Kermit Maxwell Jr. v. State
This text of Kermit Maxwell Jr. v. State (Kermit Maxwell Jr. v. State) is published on Counsel Stack Legal Research, covering Court of Appeals of Texas primary law. Counsel Stack provides free access to over 12 million legal documents including statutes, case law, regulations, and constitutions.
Opinion
TEXAS COURT OF APPEALS, THIRD DISTRICT, AT AUSTIN
NO. 03-06-00473-CR
Kermit Maxwell Jr., Appellant
v.
The State of Texas, Appellee
FROM THE DISTRICT COURT OF TRAVIS COUNTY, 390TH JUDICIAL DISTRICT
NO. D-1-DC-2005-500235, HONORABLE CHARLES F. BAIRD, JUDGE PRESIDING
M E M O R A N D U M O P I N I O N
A jury found appellant Kermit Maxwell Jr. guilty of murder as a party to the offense. See Tex. Penal Code Ann. §§ 7.01, 7.02, 19.02 (West 2003).
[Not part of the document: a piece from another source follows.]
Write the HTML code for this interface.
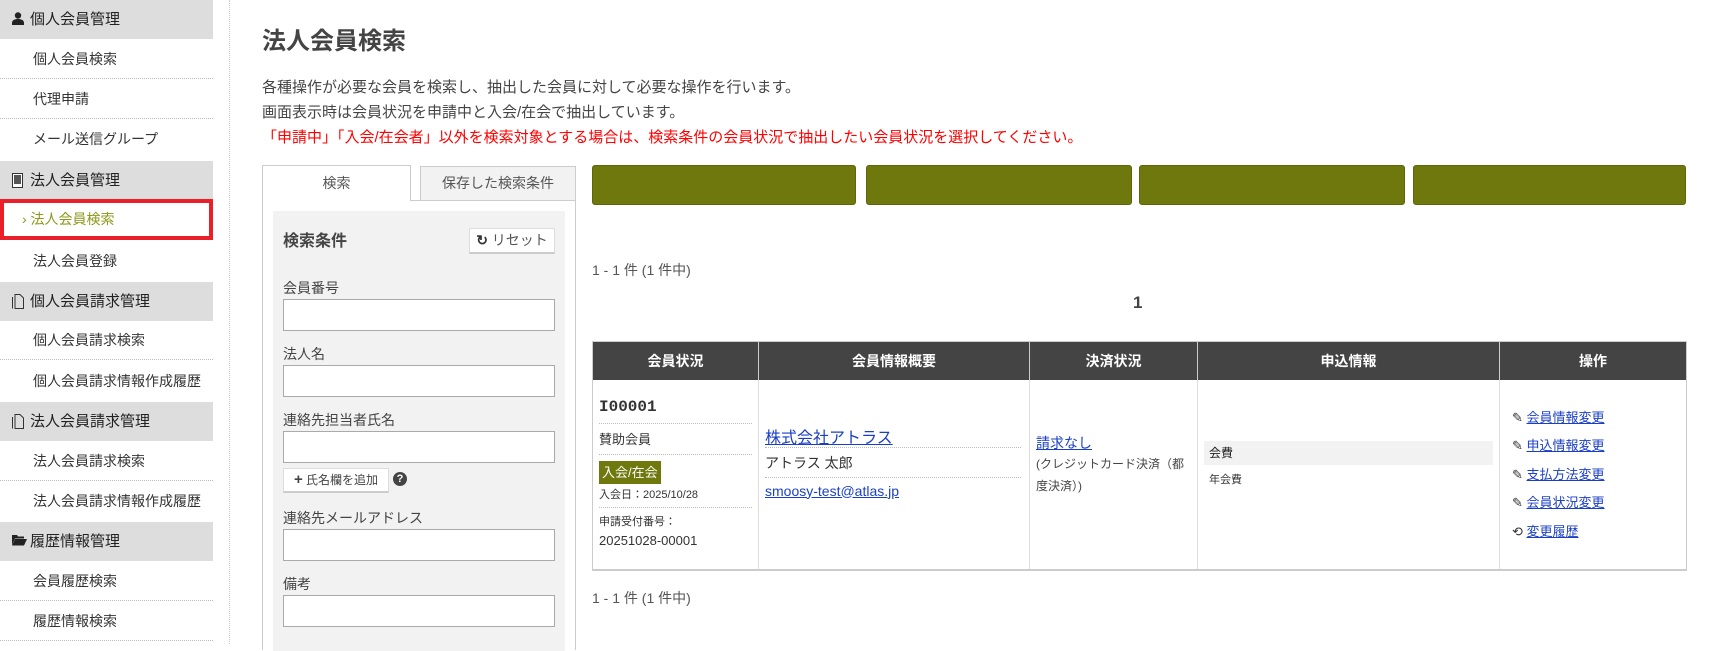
<!DOCTYPE html>
<html><head><meta charset="utf-8"><style>
*{box-sizing:border-box;margin:0;padding:0}
body{width:1719px;height:644px;overflow:hidden;background:#fff;font-family:"Liberation Sans","Noto Sans CJK JP",sans-serif;color:#333;position:relative}
.a{position:absolute}
.side{left:0;top:0;width:213px;height:644px}
.h{position:absolute;left:0;width:213px;height:39px;background:#ddd;font-size:15px;line-height:39px;padding-left:30px;color:#222}
.h svg{position:absolute;left:12px;top:12px}
.it{position:absolute;left:0;width:213px;height:40px;border-bottom:1px dotted #bbb;font-size:14px;line-height:40px;padding-left:33px;color:#333}
.vl{left:229px;top:0;height:644px;border-left:1px dotted #ccc}
.inp{position:absolute;left:283px;width:272px;height:32px;border:1px solid #aaa;background:#fff}
.lbl{position:absolute;left:283px;font-size:14px;color:#444}
.gb{position:absolute;top:165px;height:40px;background:#6e780d;border:1px solid #5d6609;border-radius:3px}
th{background:#444;color:#fff;font-size:14px;font-weight:bold;height:38px;border-right:1px solid #ccc}
td{border-right:1px solid #ddd;vertical-align:top;font-size:13px}
a{color:#1a3fc6}
.dot{border-bottom:1px dotted #bbb}
</style></head><body>
<div class="a side">
<div class="h" style="top:0"><svg width="12" height="13" viewBox="0 0 12 13"><circle cx="6" cy="3.5" r="3.2" fill="#222"/><path d="M0 13v-2c0-3 3-4 6-4s6 1 6 4v2z" fill="#222"/></svg>個人会員管理</div>
<div class="it" style="top:39px">個人会員検索</div>
<div class="it" style="top:79px">代理申請</div>
<div class="it" style="top:119px;border:none">メール送信グループ</div>
<div class="h" style="top:161px"><svg width="11" height="15" viewBox="0 0 11 15"><rect x="0.5" y="0.5" width="10" height="14" fill="#fff" stroke="#333"/><rect x="2" y="2" width="7" height="9" fill="#555"/></svg>法人会員管理</div>
<div class="a" style="left:0;top:199px;width:213px;height:41px;border:4px solid #ea1f27;font-size:14px;line-height:33px;padding-left:18px;color:#8a9918">›&nbsp;法人会員検索</div>
<div class="it" style="top:241px;border:none">法人会員登録</div>
<div class="h" style="top:282px"><svg width="12" height="15" viewBox="0 0 12 15"><path d="M3 .5h5l3.5 3.5v10.5h-8.5zM.5 3v11.5" fill="none" stroke="#333"/></svg>個人会員請求管理</div>
<div class="it" style="top:320px">個人会員請求検索</div>
<div class="it" style="top:361px;border:none">個人会員請求情報作成履歴</div>
<div class="h" style="top:402px"><svg width="12" height="15" viewBox="0 0 12 15"><path d="M3 .5h5l3.5 3.5v10.5h-8.5zM.5 3v11.5" fill="none" stroke="#333"/></svg>法人会員請求管理</div>
<div class="it" style="top:441px">法人会員請求検索</div>
<div class="it" style="top:481px;border:none">法人会員請求情報作成履歴</div>
<div class="h" style="top:522px"><svg width="15" height="12" viewBox="0 0 15 12"><path d="M0 1h5l1 1.5h6v2H3L0 11z" fill="#222"/><path d="M3 5h12l-3 6.5H0z" fill="#222"/></svg>履歴情報管理</div>
<div class="it" style="top:561px">会員履歴検索</div>
<div class="it" style="top:601px">履歴情報検索</div>
</div>
<div class="a vl"></div>

<div class="a" style="left:262px;top:21px;font-size:24px;font-weight:bold;color:#444">法人会員検索</div>
<div class="a" style="left:262px;top:75px;font-size:15px;line-height:25px;color:#444">各種操作が必要な会員を検索し、抽出した会員に対して必要な操作を行います。<br>画面表示時は会員状況を申請中と入会/在会で抽出しています。<br><span style="color:#f00">「申請中」「入会/在会者」以外を検索対象とする場合は、検索条件の会員状況で抽出したい会員状況を選択してください。</span></div>

<div class="a" style="left:262px;top:200px;width:314px;height:450px;border-left:1px solid #ccc;border-right:1px solid #ccc"></div>
<div class="a" style="left:262px;top:165px;width:149px;height:36px;border:1px solid #ccc;border-bottom:none;background:#fff;text-align:center;line-height:35px;font-size:14px;color:#555">検索</div>
<div class="a" style="left:410px;top:200px;width:166px;border-top:1px solid #ccc"></div>
<div class="a" style="left:420px;top:166px;width:156px;height:34px;border:1px solid #ccc;border-bottom:none;background:#f2f2f2;text-align:center;line-height:33px;font-size:14px;color:#555">保存した検索条件</div>
<div class="a" style="left:273px;top:211px;width:292px;height:440px;background:#f2f2f2"></div>
<div class="a" style="left:283px;top:227px;font-size:16px;font-weight:bold;color:#444">検索条件</div>
<div class="a" style="left:469px;top:228px;width:86px;height:26px;background:#fff;border:1px solid #ddd;border-bottom:2px solid #ccc;font-size:14px;line-height:23px;text-align:center;color:#555"><b style="color:#333">↻</b> リセット</div>
<div class="lbl" style="top:278px">会員番号</div><div class="inp" style="top:299px"></div>
<div class="lbl" style="top:344px">法人名</div><div class="inp" style="top:365px"></div>
<div class="lbl" style="top:410px">連絡先担当者氏名</div><div class="inp" style="top:431px"></div>
<div class="a" style="left:283px;top:468px;width:106px;height:25px;background:#fff;border:1px solid #ddd;border-bottom:2px solid #ccc;font-size:12px;line-height:22px;text-align:center;color:#444"><b style="font-size:15px">+</b> 氏名欄を追加</div>
<div class="a" style="left:393px;top:472px;width:14px;height:14px;border-radius:50%;background:#444;color:#fff;font-size:11px;font-weight:bold;text-align:center;line-height:14px">?</div>
<div class="lbl" style="top:508px">連絡先メールアドレス</div><div class="inp" style="top:529px"></div>
<div class="lbl" style="top:574px">備考</div><div class="inp" style="top:595px"></div>

<div class="gb" style="left:592px;width:264px"></div>
<div class="gb" style="left:866px;width:266px"></div>
<div class="gb" style="left:1139px;width:266px"></div>
<div class="gb" style="left:1413px;width:273px"></div>

<div class="a" style="left:592px;top:260px;font-size:14px;color:#555">1 - 1 件 (1 件中)</div>
<div class="a" style="left:1133px;top:293px;font-size:17px;font-weight:bold;color:#444">1</div>

<table class="a" style="left:592px;top:341px;width:1095px;height:230px;border-collapse:collapse;border:1px solid #ccc;border-bottom:2px solid #ccc">
<tr><th style="width:166px">会員状況</th><th style="width:271px">会員情報概要</th><th style="width:168px">決済状況</th><th style="width:302px">申込情報</th><th style="border-right:none">操作</th></tr>
<tr><td style="padding:14px 6px 0 6px">
<div class="dot" style="font-size:16px;font-weight:bold;height:30px;line-height:26px;font-family:'Liberation Mono','Noto Sans CJK JP',monospace;color:#333">I00001</div>
<div class="dot" style="height:31px;line-height:31px">賛助会員</div>
<div style="display:inline-block;margin-top:6px;background:#6e780d;color:#fff;padding:0 3px;height:23px;line-height:23px">入会/在会</div>
<div class="dot" style="font-size:11px;height:24px;line-height:22px">入会日：2025/10/28</div>
<div style="font-size:11px;margin-top:5px">申請受付番号：</div>
<div style="margin-top:4px">20251028-00001</div>
</td>
<td style="padding:44px 8px 0 6px">
<div class="dot" style="font-size:16px;height:24px"><a href="#">株式会社アトラス</a></div>
<div class="dot" style="font-size:14px;height:30px;line-height:30px">アトラス 太郎</div>
<div style="font-size:14px;margin-top:5px"><a href="#">smoosy-test@atlas.jp</a></div>
</td>
<td style="padding:53px 6px 0 6px"><div style="font-size:14px"><a href="#">請求なし</a></div><div style="font-size:12px;line-height:22px;color:#444">(クレジットカード決済（都度決済）)</div></td>
<td style="padding:61px 6px 0 6px"><div style="background:#f2f2f2;height:24px;line-height:24px;padding-left:5px;font-size:12px;color:#222">会費</div><div style="font-size:11px;padding:6px 0 0 5px">年会費</div></td>
<td style="padding:24px 0 0 12px;border-right:none;font-size:13px;line-height:28.5px">
<div>✎ <a href="#">会員情報変更</a></div><div>✎ <a href="#">申込情報変更</a></div><div>✎ <a href="#">支払方法変更</a></div><div>✎ <a href="#">会員状況変更</a></div><div>⟲ <a href="#">変更履歴</a></div>
</td></tr></table>

<div class="a" style="left:592px;top:588px;font-size:14px;color:#555">1 - 1 件 (1 件中)</div>
</body></html>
The trial court found that a deadly weapon was used in the commission of the murder and sentenced Maxwell to sixteen years in prison. In two issues, Maxwell contends that the trial court erred by failing to instruct the jury on the issue of self defense and that the judgment should be modified to reflect that the trial court, not the jury, made the deadly weapon finding. We modify the judgment to show that the trial court made the deadly weapon finding and, as modified, affirm.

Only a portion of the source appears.